Of course, no one from around the Shenandoah is terribly impressed when you tell them about the bears you've seen (or when you warn them about them). The guy we heads-upped about that little fella in our campsite — and who happened to be walking right toward it — shrugged and kept walking. The woman at a winery we visited said, "I have bears in my front yard every day."

That night, I stepped out onto our porch, which overlooked a vast swath of mountainous wilderness, to resume a conversation with birds I'd been whistling back and forth with that afternoon. Not 10 seconds into this admittedly asinine act, the high-pitched rawr-RAWRRRR of what certainly must have been a jungle cat — Penn State fans can imagine the Nittany Lion roar blared at Beaver Stadium — erupted from the bushes not 15 feet away. I'm told this was a bobcat, and, according to the cryptic,folksy wisdom of the woman running the resort restaurant's cash register, "You hear them more than you see them."

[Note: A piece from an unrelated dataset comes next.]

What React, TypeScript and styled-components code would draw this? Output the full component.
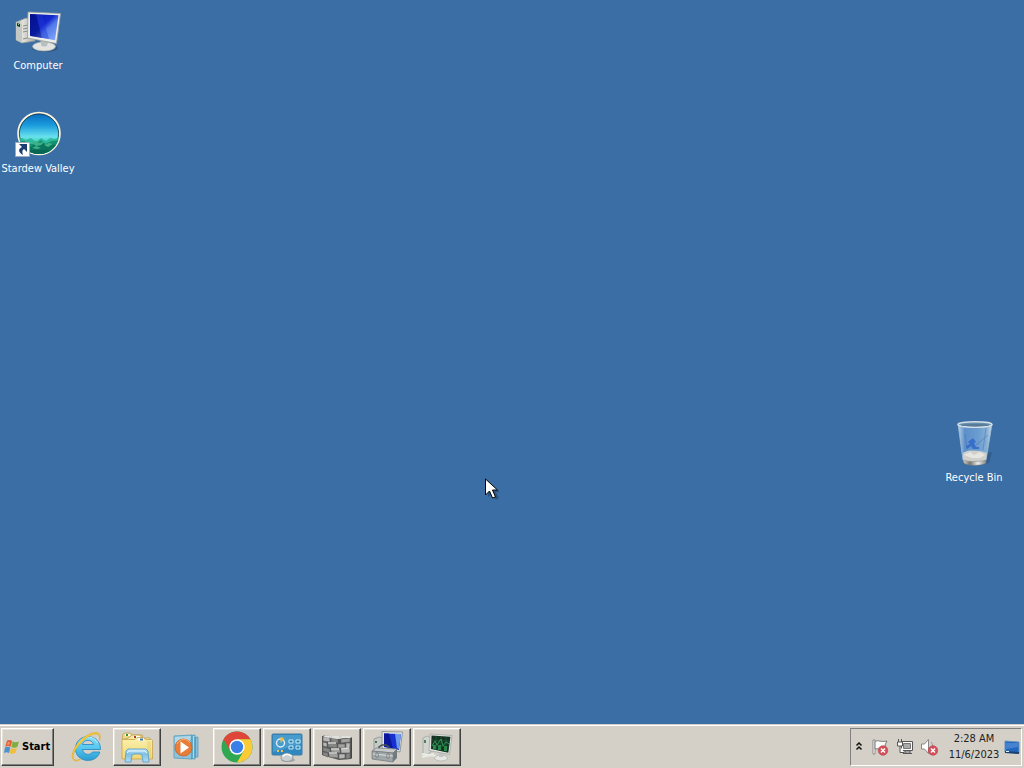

I won't say I feared for my life at any point, but I definitely was at least aware of the potential for impending doom at every waking moment. I suppose you get used to that. But I'm not sure how.

On a Monday morning 6 a.m. bike ride with my friend Justin, as we flew up Columbus Boulevard on our way back from FDR Park, over treacherously criss-crossing train tracks and badly eroded pavement and were passed continuously by careening garbage trucks and 18-wheelers, I don't think I considered my own mortality for a second. I guess you can get used to anything.